What is calculated in the article you refer to is incremental torque. The word "incremental" is very important.

A stepper motor consists of a permanent magnet rotor and an electromagnet stator. The electromagnets generate a magnetic field, to which the stator wants to align itself. Imagine the stepper motor being at rest. As we apply a torque to it, the rotor will start to deflect from its resting state in which it is aligned with the magnetic field. As you apply more torque, the stator will deflect more.
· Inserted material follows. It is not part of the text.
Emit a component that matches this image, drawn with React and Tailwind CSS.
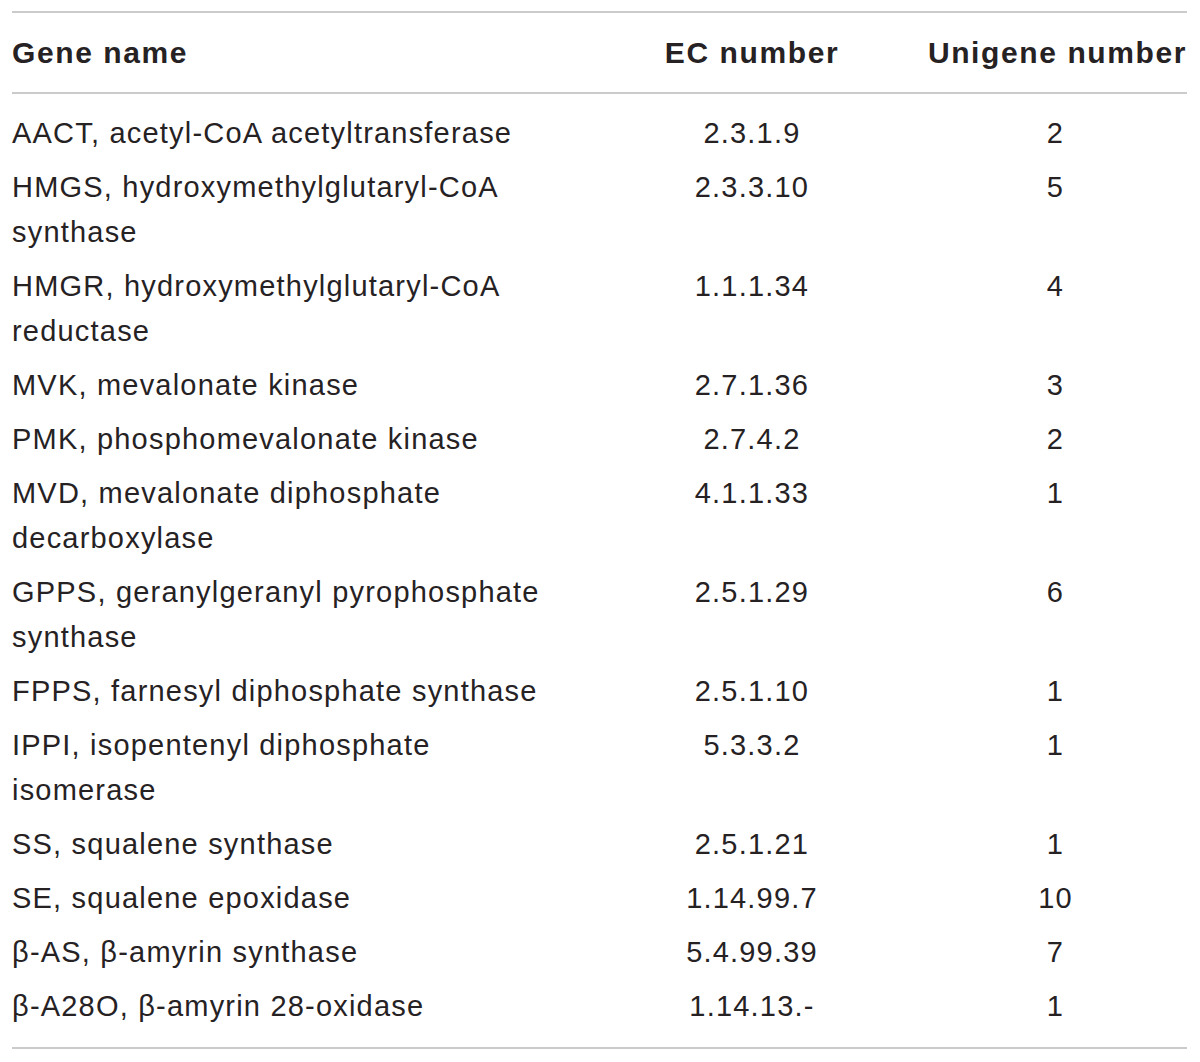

Eventually, if we keep increasing the torque, the motor will no longer be able to hold its position and snap over to the next step. The torque at which this is happens is the holding torque. Essentially, you can think of the holding torque as the torque required to cause a full step deflection of the rotor's position (compared to where it would be aligned with the magnetic field). The deflection in response to a given torque load is called the static load angle.

The article calculates incremental torque for microstepping. The incremental microstepping torque is the torque required to cause a microstep deflection. So, if we are using half stepping, the incremental torque is the torque required to cause a half step deflection. Naturally the torque required to cause a half step deflection is (much) lower than the torque required to cause a full step deflection.

This is actually irrespective of what level of microstepping the motor is configured for. Causing a half step deflection requires the same amount of torque, regardless of whether the motor is using full or half stepping. All lower incremental torque means is that we're specifying the torque for a smaller deflection. It does not mean torque is reduced overall.

I would expect many lost microsteps with the predefined settings.

You cannot "lose" a microstep. The rotor of a stepper motor has physical increments, and losing a step is when it snaps to the next increment. The only thing you can lose is a full step.

The stator of a stepper motor creates a rotating magnetic field. The rotor tries to follow this magnetic field, but (if under load) always lags behind it a little because the coupling between the two magnets behaves like a spring. In full-step mode, the rotating magnetic field moves in discrete steps. All enabling microstepping does is make the field rotate more "smoothly". However, it doesn't change the magnitude of the field.

If you were to look at the graph of the acceleration of the rotor on a very small time scale, you would get a sawtooth wave. Each time the motor made a full step (i.e., the magnetic field jumps), the acceleration would be high (as the misalignment between the fields would be large) and then gradually drop as the rotor aligned itself again with the magnetic field.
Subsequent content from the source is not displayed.